Sus vacas estaban sueltas atravesadas en medio del camino pastando, una de ellas, al cruzarse con las nuestras intentó engarrase con ellas. Mi hermano Constante le dio con la guiada para alejarla, el pollo que lo vio, salió como un tigre echando fuego por su maldita boca, y cruzó el cuerpo de mi hermano a garrotazos con su guiada, sin pensar que era un niño, y que solo quería evitar que las vacas se accidentaran en batalla, ya que algunas de estas vacas eran más bravas que un miura. Cuando se enganchaban una con otra era muy difícil separarlas y surgían accidentes. Una de las nuestras, la famosa Borrega, si se enganchaba con alguna no paraba hasta que las liquidaba, era demasiado brava para todo, hasta para el trabajo.

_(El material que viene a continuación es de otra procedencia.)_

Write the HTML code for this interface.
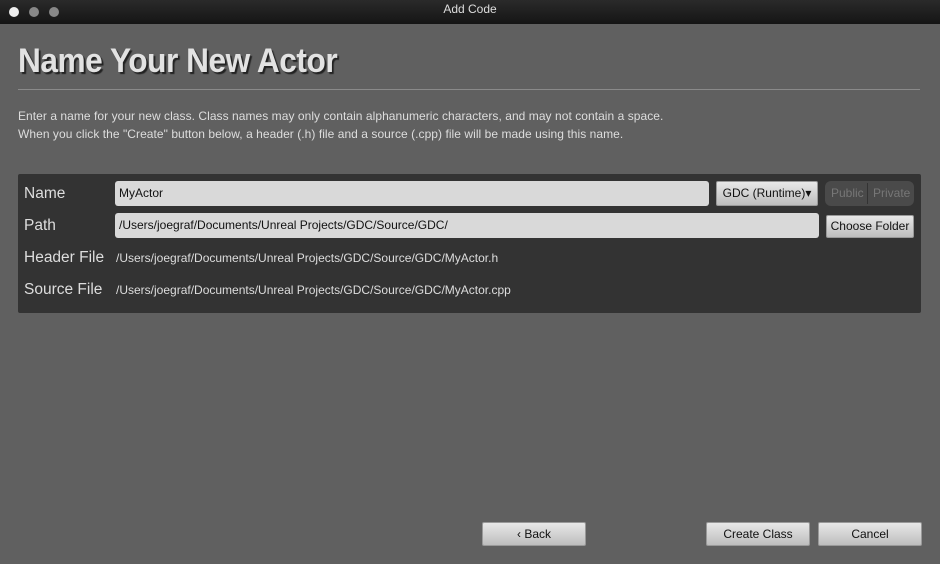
<!DOCTYPE html>
<html><head><style>
body{margin:0;width:940px;height:564px;background:#606060;font-family:"Liberation Sans",sans-serif;position:relative;overflow:hidden}
.a{position:absolute}
.tb{left:0;top:0;width:940px;height:24px;background:linear-gradient(#2a2a2a,#151515);color:#ddd;font-size:12px;text-align:center;line-height:18px}
.dot{width:10px;height:10px;border-radius:50%;top:7px}
h1{position:absolute;left:18px;top:42px;margin:0;font-size:34px;font-weight:bold;color:#e2e2e2;text-shadow:2px 2px 1px #222;letter-spacing:-0.5px;transform:scaleX(0.93);transform-origin:left}
.hr{left:18px;top:89px;width:902px;height:1px;background:#8a8a8a}
.p{left:18px;font-size:12px;color:#ddd;letter-spacing:0.05px}
.panel{left:18px;top:174px;width:903px;height:139px;background:#333;border-radius:2px}
.lbl{left:24px;font-size:15.5px;color:#ddd}
.inp{background:#d9d9d9;border-radius:3px;height:25px;font-size:12px;color:#111;line-height:25px;padding-left:4px;box-sizing:border-box}
.btn{background:linear-gradient(#e8e8e8,#bdbdbd);border:1px solid #999;border-radius:2px;font-size:12px;color:#111;text-align:center;box-sizing:border-box}
.t{font-size:12px;color:#ddd}
</style></head><body>
<div class="a tb">Add Code</div>
<div class="a dot" style="left:9px;background:#eee"></div>
<div class="a dot" style="left:29px;background:#888"></div>
<div class="a dot" style="left:49px;background:#888"></div>
<h1>Name Your New Actor</h1>
<div class="a hr"></div>
<div class="a p" style="top:109px">Enter a name for your new class. Class names may only contain alphanumeric characters, and may not contain a space.</div>
<div class="a p" style="top:127px">When you click the "Create" button below, a header (.h) file and a source (.cpp) file will be made using this name.</div>
<div class="a panel"></div>
<div class="a lbl" style="top:185px">Name</div>
<div class="a lbl" style="top:217px">Path</div>
<div class="a lbl" style="top:249px">Header File</div>
<div class="a lbl" style="top:281px">Source File</div>
<div class="a inp" style="left:115px;top:181px;width:594px">MyActor</div>
<div class="a btn" style="left:716px;top:181px;width:102px;height:25px;line-height:23px">GDC (Runtime)&#9662;</div>
<div class="a" style="left:825px;top:181px;width:89px;height:25px;background:#4a4a4a;border-radius:6px;font-size:12px;color:#777;line-height:25px"><span style="position:absolute;left:6px">Public</span><span style="position:absolute;left:42px;top:2px;width:1px;height:21px;background:#333"></span><span style="position:absolute;left:48px">Private</span></div>
<div class="a inp" style="left:115px;top:213px;width:704px">/Users/joegraf/Documents/Unreal Projects/GDC/Source/GDC/</div>
<div class="a btn" style="left:826px;top:215px;width:88px;height:23px;line-height:21px">Choose Folder</div>
<div class="a t" style="left:116px;top:251px">/Users/joegraf/Documents/Unreal Projects/GDC/Source/GDC/MyActor.h</div>
<div class="a t" style="left:116px;top:283px">/Users/joegraf/Documents/Unreal Projects/GDC/Source/GDC/MyActor.cpp</div>
<div class="a btn" style="left:482px;top:522px;width:104px;height:24px;line-height:22px">&#8249; Back</div>
<div class="a btn" style="left:706px;top:522px;width:104px;height:24px;line-height:22px">Create Class</div>
<div class="a btn" style="left:818px;top:522px;width:104px;height:24px;line-height:22px">Cancel</div>
</body></html>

Mi hermano tenía siete años, yo nueve, y nada pudimos hacer. Dejó marcado a mi hermano por distintos lugares de su cuerpo. Al regreso a casa a la hora de comer nuestra madre, cuando lo vio, dijo que eso era un crimen, que por favor, no se enterara nuestro padre porque podrían enfrentarse. Ese hombre era muy malo y sería peligroso llamarle la atención. Podría hasta arremeter contra nuestro padre y éste no lo iba a tolerar. Cuando al día siguiente mi padre se fijó en el cuerpo de mi hermano mientras se lavaba le preguntó:
-¿Qué pasó, Constante? ¿Cómo tienes esas marcas?
Yo, que estaba a su lado, con rapidez le dije, ayer en una pequeña batalla con otro niño, que se habían liado por lo de las vacas cuando estábamos en el monte y yo estaba más lejos.

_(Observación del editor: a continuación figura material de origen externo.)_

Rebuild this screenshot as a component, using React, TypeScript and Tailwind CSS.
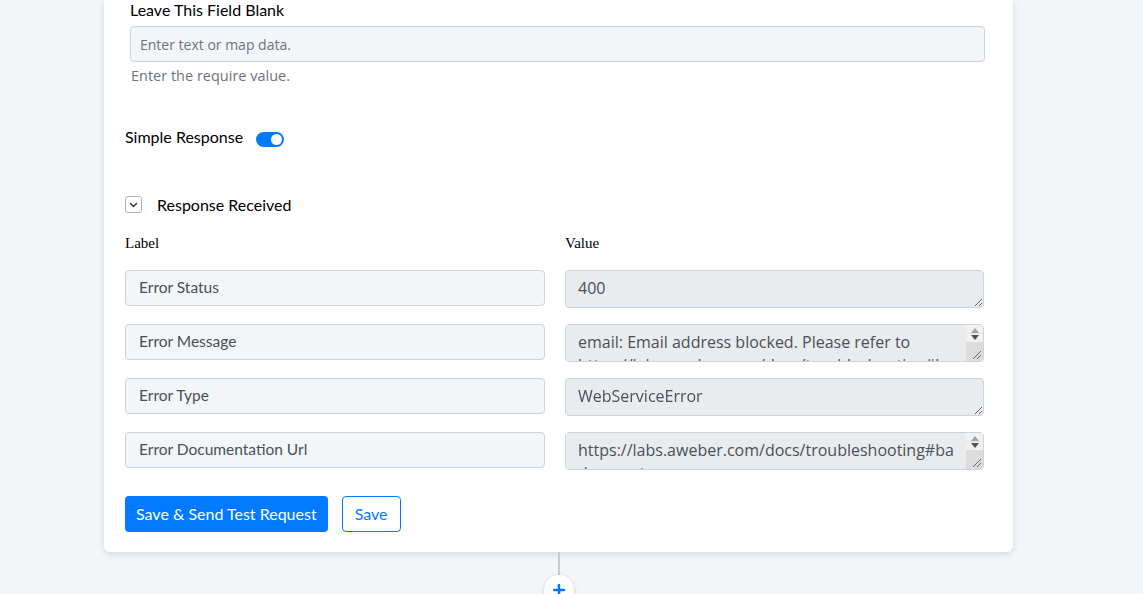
import React from "react";

const rows = [
  { label: "Error Status", value: "400", scroll: false },
  {
    label: "Error Message",
    value:
      "email: Email address blocked. Please refer to https://labs.aweber.com/docs/troubleshooting#badrequest",
    scroll: true,
  },
  { label: "Error Type", value: "WebServiceError", scroll: false },
  {
    label: "Error Documentation Url",
    value: "https://labs.aweber.com/docs/troubleshooting#badrequest",
    scroll: true,
  },
];

// classic scrollbar with spinner arrows, drawn over the textarea edge
const FakeScrollbar = () => (
  <div className="pointer-events-none absolute bottom-[1px] right-[1px] top-[1px] flex w-[17px] flex-col rounded-r-[3px] bg-[#dcdcdc]">
    <div className="flex h-[8px] items-end justify-center bg-[#f1f1f1]">
      <svg width="8" height="5" viewBox="0 0 8 5">
        <path d="M4 0 8 5H0z" fill="#a3a3a3" />
      </svg>
    </div>
    <div className="flex h-[9px] items-start justify-center border-t border-[#e3e3e3] bg-[#f1f1f1] pt-[1px]">
      <svg width="8" height="5" viewBox="0 0 8 5">
        <path d="M0 0h8L4 5z" fill="#505050" />
      </svg>
    </div>
    <div className="flex flex-1 items-end justify-end p-[2px]">
      <svg width="9" height="9" viewBox="0 0 9 9">
        <path d="M9 1 1 9M9 5 5 9" stroke="#6b6b6b" strokeWidth="1" />
      </svg>
    </div>
  </div>
);

const App = () => {
  return (
    <div className="h-[594px] overflow-hidden bg-[#f3f6f9] font-['Lato',sans-serif] text-[#212529]">
      <div className="ml-[104px] w-[909px] rounded-b-md bg-white pb-[20px] pl-[21px] pr-[28px] shadow-[0_2px_6px_rgba(0,0,0,0.12)]">
        {/* blank field */}
        <div className="pl-[5px]">
          <p className="text-[16px] leading-[19px] text-black">Leave This Field Blank</p>
          <input
            className="mt-[7px] h-[36px] w-full rounded-[4px] border border-[#ced4da] bg-[#f3f6f9] px-[9px] font-['Open_Sans',sans-serif] text-[14px] text-[#495057] placeholder:text-[#6c757d] outline-none"
            placeholder="Enter text or map data."
          />
          <p className="mt-[4px] pl-[1px] font-['Open_Sans',sans-serif] text-[14.5px] leading-[20px] text-[#6c757d]">
            Enter the require value.
          </p>
        </div>

        {/* simple response toggle */}
        <div className="mt-[41px] flex h-[20px] items-center">
          <span className="text-[16px] text-black">Simple Response</span>
          <span className="ml-[13px] mt-[5px] flex h-[15px] w-[28px] items-center justify-end rounded-full bg-[#007bff] pr-[2px]">
            <span className="h-[11px] w-[11px] rounded-full bg-white" />
          </span>
        </div>

        {/* response received */}
        <div className="mt-[49px] flex h-[17px] items-center">
          <span className="flex h-[17px] w-[17px] items-center justify-center rounded-[3px] border border-[#adb5bd]">
            <svg width="9" height="6" viewBox="0 0 9 6" fill="none">
              <path d="M1.5 1.5 4.5 4.5 7.5 1.5" stroke="#343a40" strokeWidth="1.5" strokeLinecap="round" strokeLinejoin="round" />
            </svg>
          </span>
          <span className="ml-[15px] text-[16px] text-black">Response Received</span>
        </div>

        <div className="mt-[20px] grid grid-cols-[420px_419px] gap-x-[20px] font-['Liberation_Serif',serif] text-[15px] leading-[20px] text-black">
          <span>Label</span>
          <span>Value</span>
        </div>

        <div className="mt-[17px] flex flex-col gap-[16px]">
          {rows.map((r) => (
            <div key={r.label} className="grid grid-cols-[420px_419px] items-start gap-x-[20px]">
              <div className="flex h-[36px] items-center rounded-[4px] border border-[#ced4da] bg-[#f3f6f9] px-[13px] text-[15.5px] text-[#495057]">
                {r.label}
              </div>
              <div className="relative">
                <textarea
                  readOnly
                  value={r.value}
                  className={
                    r.scroll
                      ? "block h-[38px] w-full rounded-[4px] border border-[#ced4da] bg-[#e9ecef] pb-[6px] pl-[12px] pr-[25px] pt-[6px] font-['Open_Sans',sans-serif] text-[16px] leading-[23px] text-[#495057] outline-none [scrollbar-width:none]"
                      : "block h-[38px] w-full rounded-[4px] border border-[#ced4da] bg-[#e9ecef] pb-[6px] pl-[12px] pr-[12px] pt-[6px] font-['Open_Sans',sans-serif] text-[16px] leading-[23px] text-[#495057] outline-none"
                  }
                />
                {r.scroll && <FakeScrollbar />}
              </div>
            </div>
          ))}
        </div>

        <div className="mt-[26px] flex gap-[14px]">
          <button className="h-[36px] rounded-[4px] bg-[#007bff] px-[11px] text-[16px] text-white">
            Save &amp; Send Test Request
          </button>
          <button className="h-[36px] w-[59px] rounded-[4px] border border-[#007bff] bg-white text-[16px] text-[#007bff]">
            Save
          </button>
        </div>
      </div>

      {/* connector to next step */}
      <div className="ml-[558px] h-[23px] w-[2px] bg-[#c8ccd0]" />
      <div className="ml-[544px] flex h-[30px] w-[30px] items-center justify-center rounded-full bg-white shadow-[0_1px_4px_rgba(0,0,0,0.15)]">
        <svg width="12" height="12" viewBox="0 0 12 12">
          <path d="M6 1v10M1 6h10" stroke="#007bff" strokeWidth="2.5" strokeLinecap="round" />
        </svg>
      </div>
    </div>
  );
};

export default App;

Estos dos hermanos fueron como dos fieras, miraban a la gente por encima del hombro como si ellos fueran de otro linaje. Nunca perdonamos aquella paliza que dio a un niño de tan corta edad y por evitar lo que él mismo hubiera hecho de estar más cerca, para que no hubiera lucha entre el ganado. La pregunta es: ¿Qué habría pasado si en ese momento llega nuestro padre y ve la paliza que le estaba dando a su hijo? Aunque era muy educado y amigo de respetar a los demás, no sé si podría aguantar aquella salvajada cometida por un fiera de sesenta años.